Review: Festival of Australian Youth Student Theatre

'a year with more tomorrow'...


The Festival of Australian Student Theatre (F.A.S.T) 2017 sure was “a year with more tomorrow”. How exciting, to see all the topics that are being covered by our future artists; such as body dysmorphia, abortion & women's rights, homophobia, love, fear, and our vulnerability as humans.  All of these young artists offered so much of themselves, you can see how  much each  individual artists invested  in to every part of their production … their lives, secrets, fears and hopes have been poured into each script, and their time and talents into their staging.

 I’ll be keen to see where Hold that Thought by Ashleigh Djokic and Mat Hsu ends up as a piece. Great and relevant topic, and Ashleigh has brought in multiple talents to create the space. Bella Abraham’s An Exploration of Sorts: Humans was a wonderfully brave piece, that no doubt influenced the audience to go out and be better, more vulnerable people.

Things We Tell our Younger Siblings from The Kevin Michael Project set a beautiful scene. Walking in to the theatre for this was reminiscent of walking into a Terrapin Puppet Theatre production, or one of the play readings at this year’s Ten Days on the Island Festival. Great stories and amazing voices – the owner of the pug in particular, has a strong and unique sound that already seems to be calling for a career in music.

The Carrier by Cassandra Ng tackles a complex and relevant topic, and I hope I get to see where the production ends up, ensuring that moral positions on each side of the coin are both well-represented. A Boy and a Monster by Glass Concordia set up a wonderful set, had great polished performances from the whole cast, and evoked most verbal expressions of sympathy I heard from an audience.

Disco Inferno by the Backbone Performance Ensemble set a great stage, and whilst I don’t know the Prometheus story myself, I found that their cleaning scene in particular was a wonderful display of patriarchy in modern times. Cardboard House by Katie Singleton was a wonderful piece of Dystopian Theatre that I would love to see in its next stage, even though it almost feels like a complete piece already. Aimee & Brooke were fantastic.

Where are the shining voices of tomorrow coming from? Turns out – from Logan. Get Breckt – or whatever the working title given to what came out on stage was, by The Fraction Ensemble was amaaaazing. So much talent has blossomed under the guidance of their obviously-adored mentor Claire, and the unity presented through so many diverse voices was an inspiration. Fraction Ensemble – you make me think about moving to Logan, to listen to your voices and work towards a better tomorrow.

The act I most wish I’d gotten to see, based on all the love I heard it getting after emerging from another performance? The Dawn till Dusk Project, by Kelvin Grove State College.
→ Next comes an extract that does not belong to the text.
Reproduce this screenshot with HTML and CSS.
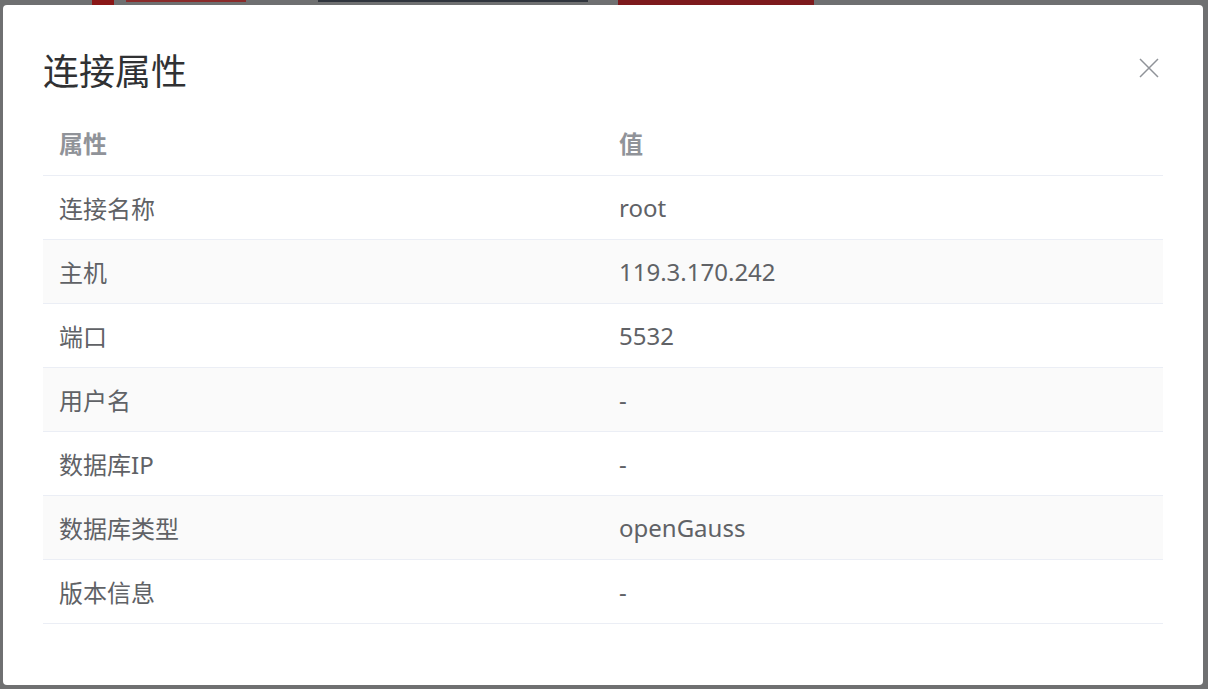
FILE: index.html
```html
<!DOCTYPE html>
<html lang="zh-CN">
<head>
<meta charset="utf-8">
<title>连接属性</title>
<link rel="stylesheet" href="styles.css">
</head>
<body>
<div class="backdrop">
  <div class="peek peek-red-a"></div>
  <div class="peek peek-red-line"></div>
  <div class="peek peek-dark-line"></div>
  <div class="peek peek-red-b"></div>
  <div class="dialog">
    <div class="dialog-header">
      <h1 class="dialog-title">连接属性</h1>
      <button class="close-btn" aria-label="关闭">
        <svg width="20" height="20" viewBox="0 0 20 20"><path d="M1 1 L19 19 M19 1 L1 19" stroke="#909399" stroke-width="1.5" fill="none"/></svg>
      </button>
    </div>
    <table class="props">
      <thead>
        <tr><th>属性</th><th>值</th></tr>
      </thead>
      <tbody>
        <tr><td>连接名称</td><td>root</td></tr>
        <tr><td>主机</td><td>119.3.170.242</td></tr>
        <tr><td>端口</td><td>5532</td></tr>
        <tr><td>用户名</td><td>-</td></tr>
        <tr><td>数据库IP</td><td>-</td></tr>
        <tr><td>数据库类型</td><td>openGauss</td></tr>
        <tr><td>版本信息</td><td>-</td></tr>
      </tbody>
    </table>
  </div>
</div>
</body>
</html>
```

FILE: styles.css
```css
html, body {
  margin: 0;
  padding: 0;
  height: 100%;
  overflow: hidden;
}
body {
  font-family: "Noto Sans", "Noto Sans CJK SC", sans-serif;
  background: #6f7071;
}
.backdrop {
  position: relative;
  width: 1208px;
  height: 689px;
  box-sizing: border-box;
  padding: 5px 5px 4px 3px;
  background: #6f7071;
}
.peek {
  position: absolute;
  top: 0;
  height: 5px;
}
.peek-red-a {
  left: 92px;
  width: 22px;
  background: #8a1717;
}
.peek-red-line {
  left: 126px;
  width: 120px;
  height: 2px;
  background: #8a2b2b;
}
.peek-dark-line {
  left: 318px;
  width: 270px;
  height: 2px;
  background: #30353d;
}
.peek-red-b {
  left: 618px;
  width: 196px;
  background: #7d1a1d;
}
.dialog {
  position: relative;
  width: 1200px;
  height: 680px;
  box-sizing: border-box;
  background: #ffffff;
  border-radius: 4px;
  padding: 40px 40px 0 40px;
}
.dialog-header {
  display: flex;
  align-items: flex-start;
  justify-content: space-between;
  height: 54px;
}
.dialog-title {
  margin: 0;
  font-size: 36px;
  font-weight: 400;
  line-height: 54px;
  color: #303133;
}
.close-btn {
  border: 0;
  background: transparent;
  padding: 0;
  margin-top: 13px;
  margin-right: 4px;
  width: 20px;
  height: 20px;
  display: flex;
}
.props {
  width: 1120px;
  margin-top: 12px;
  border-collapse: collapse;
  table-layout: fixed;
}
.props th,
.props td {
  height: 64px;
  padding: 0 16px;
  text-align: left;
  font-size: 24px;
  border-bottom: 1px solid #ebeef5;
  box-sizing: border-box;
}
.props th {
  color: #909399;
  font-weight: 700;
}
.props td {
  color: #606266;
}
.props tbody tr:nth-child(even) td {
  background: #fafafa;
}
```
Whatever these guys produced, it had the audience going crazy with appreciation, and made Artistic Director Lia Stark “bawl – in a good way”.

But If I had to make the same decisions and miss it again I would, because I was busy seeing the most polished and ready-to-tour show of my weekend – 7 for 1 by Digi Youth Arts. Was this a student theatre production, or was this a beacon for those that study - an example of what they can achieve? Everything I saw was amazing. Congratulations to Phi Sandy – what a debut as a playwright to be proud of! Emily Well's direction was bang on, and the entire cast's ability to contribute to the scene in character whilst not taking away from the story was surreal.  Multiple times I realised that the ensemble’s acting was creating effects that might otherwise need to be signaled through more obvious means, such as lighting or sound. I can’t wait to see the next Digi Youth Arts project and now the next Festival of Australian Student Theatre.

This wasn’t just a showcase of current works … this was a weekend in amongst the evolution of Australian Theatre. These are our next generation of artists, and their enthusiasm for, and openness, to feedback was wonderful to see. What was learnt and seen over the weekend will obviously influence our coming arts scene. And I’d be keen to see the event travel even further into the ‘Festival’ side of things, by developing all of the complimentary activities on the program.

Amanda Haworth’s workshop – You Do You - was fantastic, for example … Let’s see more of this around the festival! Workshops and drama sports that budding young artists who may be aspiring to present something at the Festival in a couple of years can get their teeth sunk in to – give ‘em the bug. Activities that the current year’s showcasing actors can participate in, debrief at and bond over. General interactive fun that other participants – perhaps those who have had to push their theatre practice to the side with all the distractions that ‘the real world’ can throw at you – can play around in.

More of that, and more gorgeous little ‘hidden-around-the-place’ pieces, such as Six States of Love, by Ng Sze Min. This was a wonderful 5 minutes on its own, but it’s also important for us to constantly see how much beauty can be experienced and shared in such a short amount of time … reminders like these can be just as effective as a half hour show, at times, and we need more throughout our lives.

The future of this festival really excites me … It’s showcasing, it’s workshopping, it’s development, it’s networking + conferencing, and it’s fun. Thanks so much Lia, Nicholas, Jade & team - see you next year!